Saraki was the former governor of the state.
However, some observers believed that politics in Kwara was different from what obtained in other places.
The picture of the state governor, Abdulfatah Ahmad, was also not displayed at the Assembly building. Apart from the Nigerian flag, the coat of arm and Kwara State’s logo, a visitor to the House would be lost as to who is the governor of the state.
An observer, who spoke with our correspondent on the issue, said there was nothing wrong the development, adding that, probably, the legislators’ action was informed by the need to assert their independence, albeit in a strange way. “I don’t think they mean any harm by not displaying the pictures of the president and the governor, he said.
“I think they want to prove that they are independent of the executive.

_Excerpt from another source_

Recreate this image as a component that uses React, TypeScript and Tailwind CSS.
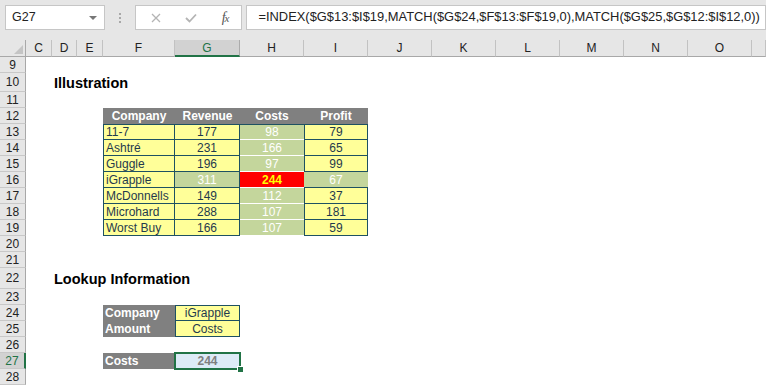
import React from "react";

const COLS = ["C", "D", "E", "F", "G", "H", "I", "J", "K", "L", "M", "N", "O", ""];
const ROWS = [9, 10, 11, 12, 13, 14, 15, 16, 17, 18, 19, 20, 21, 22, 23, 24, 25, 26, 27, 28];

const companies: [string, number, number, number][] = [
  ["11-7", 177, 98, 79],
  ["Ashtré", 231, 166, 65],
  ["Guggle", 196, 97, 99],
  ["iGrapple", 311, 244, 67],
  ["McDonnells", 149, 112, 37],
  ["Microhard", 288, 107, 181],
  ["Worst Buy", 166, 107, 59],
];

const yellow = "bg-[#ffff99] text-[#1f3a4d]";
const green = "bg-[#c4d69c] text-white";
const dark = "border-[#1e5162]";

function cellFor(row: number, col: string): { cls: string; body?: React.ReactNode } {
  if (row === 10 && col === "D")
    return { cls: "pl-[2px] pt-[1px] text-[14.5px] font-bold text-black", body: "Illustration" };
  if (row === 22 && col === "D")
    return { cls: "pl-[2px] pt-[1px] text-[14.5px] font-bold text-black", body: "Lookup Information" };

  // data table header
  if (row === 12 && ["F", "G", "H", "I"].includes(col)) {
    const label = { F: "Company", G: "Revenue", H: "Costs", I: "Profit" }[col];
    return { cls: "bg-[#808080] text-white font-bold justify-center", body: label };
  }

  if (row >= 13 && row <= 19) {
    const [name, rev, cost, profit] = companies[row - 13];
    const hit = name === "iGrapple";
    const top = row === 13 ? "border-t" : "";
    if (col === "F")
      return { cls: `${yellow} ${dark} ${top} border-l border-r border-b pl-[2px]`, body: name };
    if (col === "G")
      return {
        cls: `${hit ? green : yellow} ${dark} ${top} border-r border-b justify-center`,
        body: rev,
      };
    if (col === "H") {
      if (hit)
        return {
          cls: "bg-[#ff0000] text-[#ffff00] font-bold justify-center border-b border-white",
          body: cost,
        };
      return {
        cls: `${green} justify-center border-b ${row === 13 ? `border-t ${dark} border-b-white` : "border-white"}`,
        body: cost,
      };
    }
    if (col === "I")
      return {
        cls: `${hit ? green : `${yellow} border-l border-r`} ${dark} ${top} border-b justify-center`,
        body: profit,
      };
  }

  // lookup block
  if ((row === 24 || row === 25 || row === 27) && col === "F") {
    const label = row === 24 ? "Company" : row === 25 ? "Amount" : "Costs";
    return { cls: "bg-[#808080] text-white font-bold pl-[2px]", body: label };
  }
  if (row === 24 && col === "G")
    return { cls: `${yellow} ${dark} border justify-center`, body: "iGrapple" };
  if (row === 25 && col === "G")
    return { cls: `${yellow} ${dark} border-x border-b justify-center`, body: "Costs" };
  if (row === 27 && col === "G")
    return {
      cls: "relative bg-[#ddebf7] text-[#7f7f7f] font-bold justify-center",
      body: (
        <>
          244
          <span className="absolute -left-[1px] -top-[1px] -right-[1px] -bottom-[1px] border-2 border-[#217346]" />
          <span className="absolute -right-[4px] -bottom-[4px] w-[7px] h-[7px] bg-[#217346] border border-white" />
        </>
      ),
    };

  return { cls: "" };
}

function TopBar() {
  return (
    <div className="h-[40px] bg-[#e6e6e6] flex items-start pt-[5px] pl-[5px]">
      <div className="w-[102px] h-[25px] bg-white border border-[#c6c6c6] flex items-center pl-[6px] pr-[7px] justify-between">
        <span className="text-[12.5px] text-[#222]">G27</span>
        <span className="w-0 h-0 border-l-[4px] border-r-[4px] border-t-[4px] border-l-transparent border-r-transparent border-t-[#777]" />
      </div>
      <div className="w-[30px] h-[25px] flex flex-col items-center justify-center gap-[2px]">
        <span className="w-[2px] h-[2px] bg-[#a8a8a8]" />
        <span className="w-[2px] h-[2px] bg-[#a8a8a8]" />
        <span className="w-[2px] h-[2px] bg-[#a8a8a8]" />
      </div>
      <div className="w-[110px] h-[25px] bg-white border border-[#c6c6c6] flex items-center">
        <svg width="10" height="10" viewBox="0 0 10 10" className="ml-[15px]">
          <path d="M1 1 L9 9 M9 1 L1 9" stroke="#b4b4b4" strokeWidth="1.3" />
        </svg>
        <svg width="12" height="10" viewBox="0 0 12 10" className="ml-[24px]">
          <path d="M1 5 L4.5 8.5 L11 1.5" stroke="#b4b4b4" strokeWidth="1.8" fill="none" />
        </svg>
        <span className="ml-[25px] text-[14px] italic text-[#555] font-['Liberation_Serif',serif] tracking-[-1px]">
          f<span className="text-[11px]">x</span>
        </span>
      </div>
      <div className="ml-[4px] w-[530px] h-[25px] bg-white border border-[#c6c6c6] flex items-center pl-[11px]">
        <span className="text-[12.9px] text-[#222] whitespace-nowrap">
          =INDEX($G$13:$I$19,MATCH($G$24,$F$13:$F$19,0),MATCH($G$25,$G$12:$I$12,0))
        </span>
      </div>
    </div>
  );
}

export default function App() {
  return (
    <div className="w-[766px] h-[385px] overflow-hidden bg-white font-['Liberation_Sans',Arial,sans-serif] text-[12px] leading-none">
      <TopBar />
      <div className="grid grid-cols-[26px_26px_25px_26px_72px_65px_64px_64px_64px_64px_64px_64px_64px_64px_1fr] grid-rows-[17px_16px_19px_16px_16px_16px_16px_16px_16px_16px_16px_16px_16px_16px_21px_16px_16px_16px_16px_16px_16px]">
        {/* corner */}
        <div className="relative bg-[#e6e6e6] border-r border-b border-[#a8a8a8]">
          <span className="absolute right-[2px] bottom-[2px] w-0 h-0 border-l-[9px] border-b-[9px] border-l-transparent border-b-[#c4c4c4]" />
        </div>
        {COLS.map((c, i) =>
          c === "G" ? (
            <div
              key={i}
              className="bg-[#d2d2d2] border-r border-[#ababab] border-b-2 border-b-[#217346] flex items-center justify-center text-[#217346] text-[12px]"
            >
              {c}
            </div>
          ) : (
            <div
              key={i}
              className="bg-[#e6e6e6] border-r border-r-[#c2c2c2] border-b border-b-[#a8a8a8] flex items-center justify-center text-[#222] text-[12px]"
            >
              {c}
            </div>
          )
        )}
        {ROWS.map((r) => (
          <React.Fragment key={r}>
            {r === 27 ? (
              <div className="bg-[#d2d2d2] border-r-2 border-r-[#217346] border-b border-b-[#c8c8c8] flex items-center justify-center text-[#217346] text-[12px]">
                {r}
              </div>
            ) : (
              <div className="bg-[#e6e6e6] border-r border-r-[#a8a8a8] border-b border-b-[#c8c8c8] flex items-center justify-center text-[#222] text-[12px]">
                {r}
              </div>
            )}
            {COLS.map((c, i) => {
              const { cls, body } = cellFor(r, c);
              return (
                <div key={i} className={`flex items-center whitespace-nowrap ${cls}`}>
                  {body}
                </div>
              );
            })}
          </React.Fragment>
        ))}
      </div>
    </div>
  );
}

However, making reference to Saraki’s case at the Code of Conduct Tribunal (CCT), some people in Ilorin said the legislators, believed to be loyal to Saraki, have taken their protest far.
A youth activist in Ilorin, Mr Musa Aliyu, said the development was embarrassing to Kwara State, adding: “Even if they don’t want to display picture of President Muhammadu Buhari, why don’t they put that of Governor Ahmed? Does that mean Saraki is still the governor of Kwara State or that he is the president of Nigeria?”
“It is a very wrong form of protest. This means they do not recognise constituted authority. Let them contact the National Orientation Agency for the code of ethics of Nigeria because it stated that we should display the photographs of the president and governor of the state.
“The president is a symbol of our unity, just like the coat of arm, national flag, currency and other things that identify us as a nation.” Meanwhile, the immediate past chairman ?of the Nigerian Bar Association, Mobolaji Ojibara, said there was no demeanor for not displaying the photographs of the president and the state governor because Nigeria was operating a presidential system of government.
“Each arm of government has its leader, even though the president is the commander of the whole country,” he said.
“But, there is nothing bad in them displaying Saraki’s photograph, being the chairman of National Assembly and leader of the legislature in the country.” Efforts to hear the reaction of the Assembly was not successful.